Moving in the right direction
Ground-breaking research into fish stocks, improved traceability and marine conservation have been the focus for Denmark’s fishing sector. Adrian Tatum reports.
You have to dig deep to find out the real stories that are behind the Danish fishing industry. Maybe that is partly because the Danish tend to be a nation that just goes about their business without any fuss and the fishing sector is very much the same. Or maybe it is because there is not much to report in an industry that is run effectively and efficiently. Whatever the reason, when you think of the Danish fishing and seafood sector you think of quality and that has been the basis and philosophy the industry has been run on for many years.
It was a part-time fishermen by the name of Jens Vaever who revolutionised the Danish fishing industry in 1848 when he tried out a new idea he had been thinking about. At the time fishermen stood on the shore and fished for eel and occasionally flatfish but Mr Vaever had the idea of going out on a boat and try fishing with a seine a way out from the shore. The technique - where the net was dropped in the sea and the boat was anchored - was known as anchor seine and was the start of proper commercial fishing in Denmark.
Fast-forward to now and we find Denmark continually trying to improve its fishing sector in a number of areas. “The key concern at the moment is to make the most of the quantity of fish available to us. This means to obtain maximum value from the catches of fish and to conserve resources. The employment of optimal fishing methods – conserving catch and limiting discards - is an important focal point,” says the Danish Ministry of Food, Agriculture and Fisheries.
“The potential for development is great in the field of aquaculture. Especially within saltwater breeding, more species will be farmed in the future.

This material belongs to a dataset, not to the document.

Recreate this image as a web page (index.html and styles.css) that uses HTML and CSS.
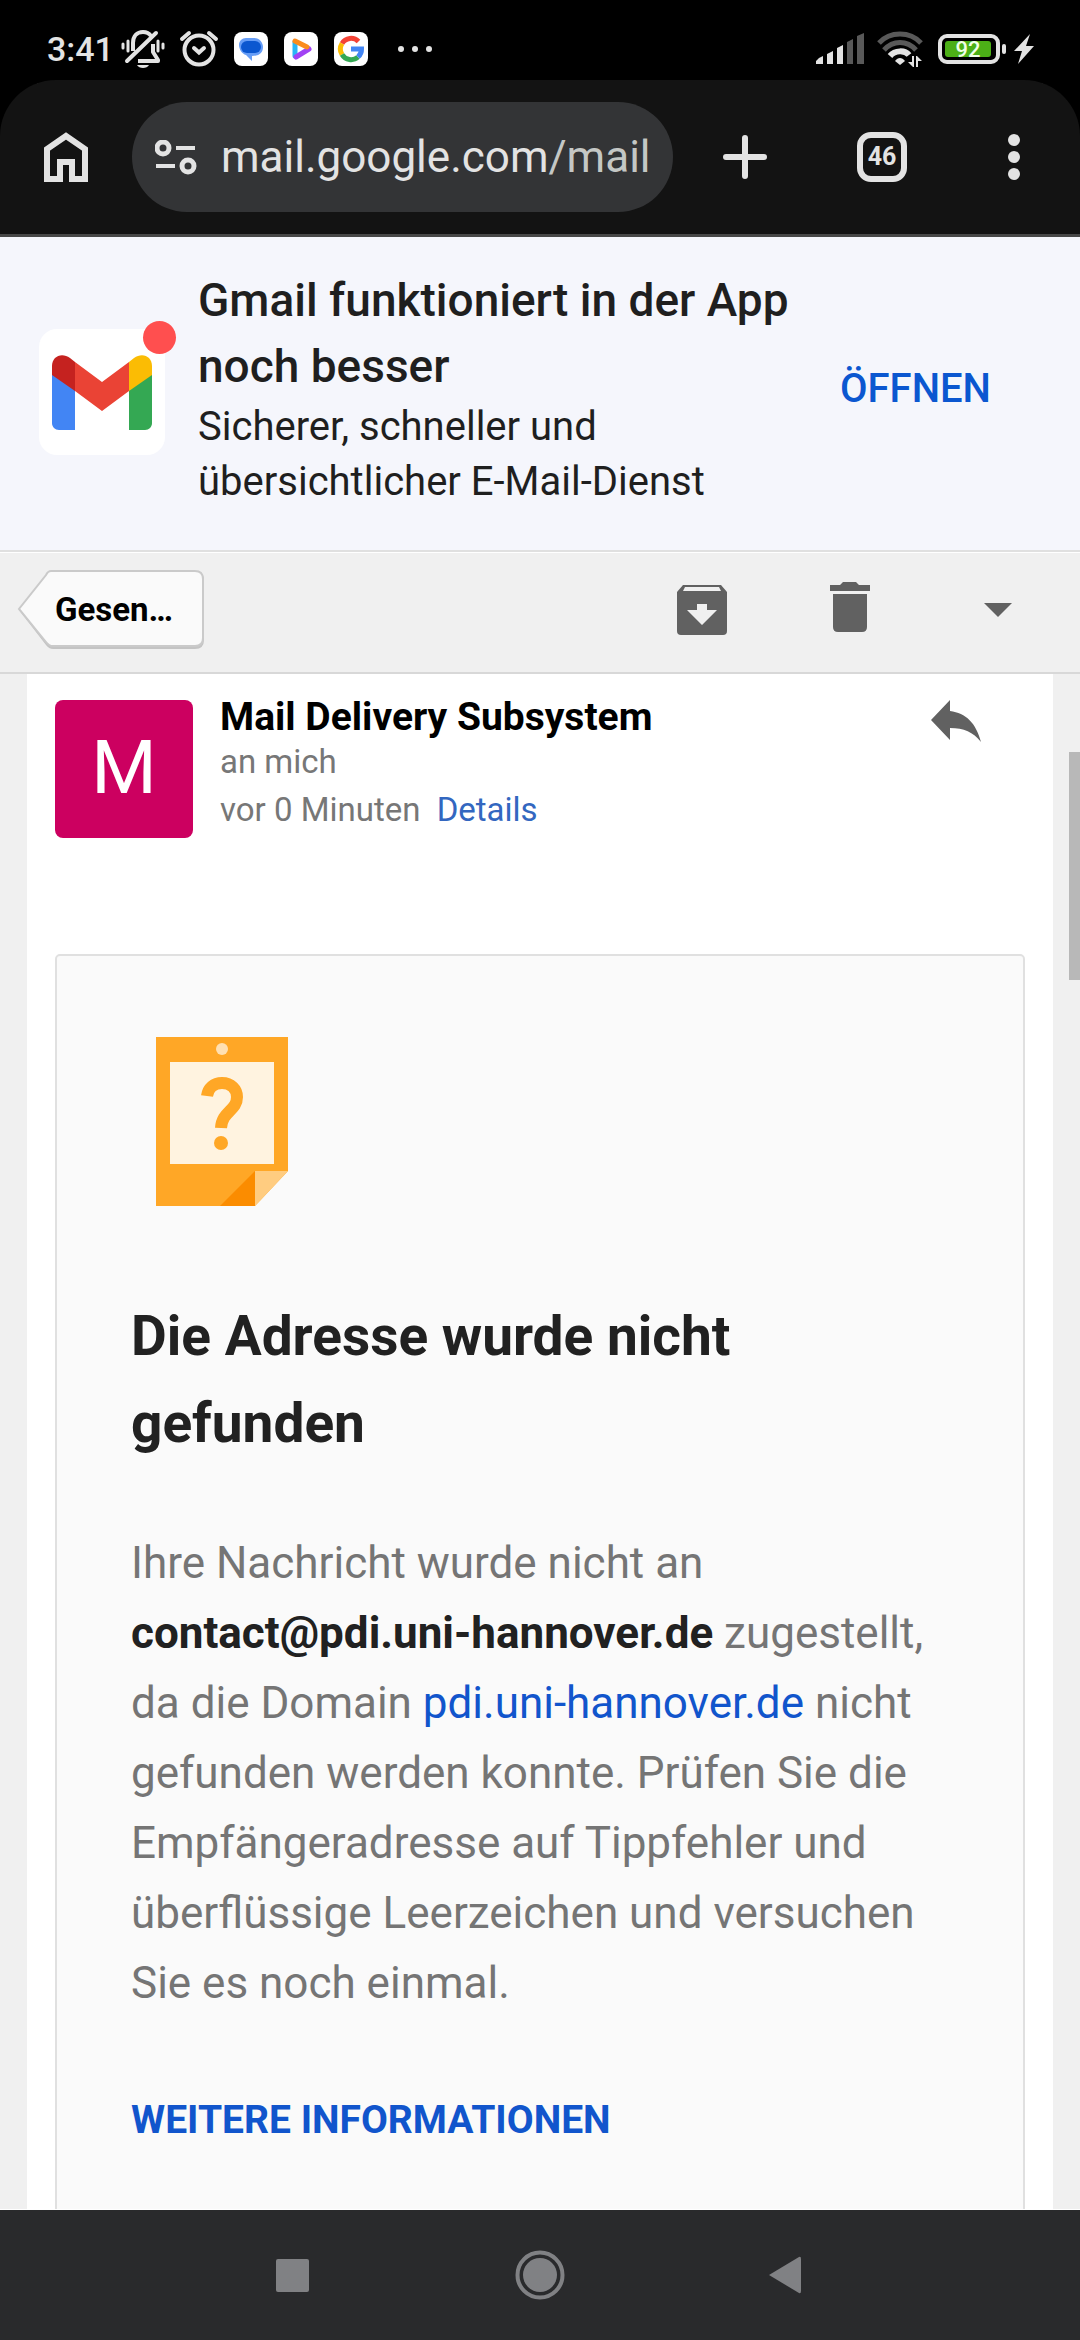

The greatest challenge in this production is to reduce the impact on the environment and eco-systems while maintaining economic viability.”
One focus in the last few years has been research - finding out more about stocks and marine systems in and around Denmark, what state they are in, and how they can be improved. Some of the research has been potentially ground-breaking.
Scientists at the Danish National Institute of Aquatic Resources (DTU-Aqua) have been working on a study which has concluded that many of the investigated 515 fish species have the potential to move north as temperatures rise. It says when the sea ice recedes, and there is food to be found in the previously inhospitable Northeast and Northwest Passages, the fish will be able to move here and, with time, spread into new waters. The gradually changing sea temperatures and feeding conditions will facilitate the interchange of many fish species between the Atlantic Ocean and the Pacific.
According to DTU Aqua, this applies, for example, to the traditional Danish New Year cod, or Atlantic cod, which is one of the top-ten commercial fish species, and which researchers expect will inhabit the Northwest and Northeast Passages by 2100. Here, the cod will provide the basis for a completely new fishery, says the Institute.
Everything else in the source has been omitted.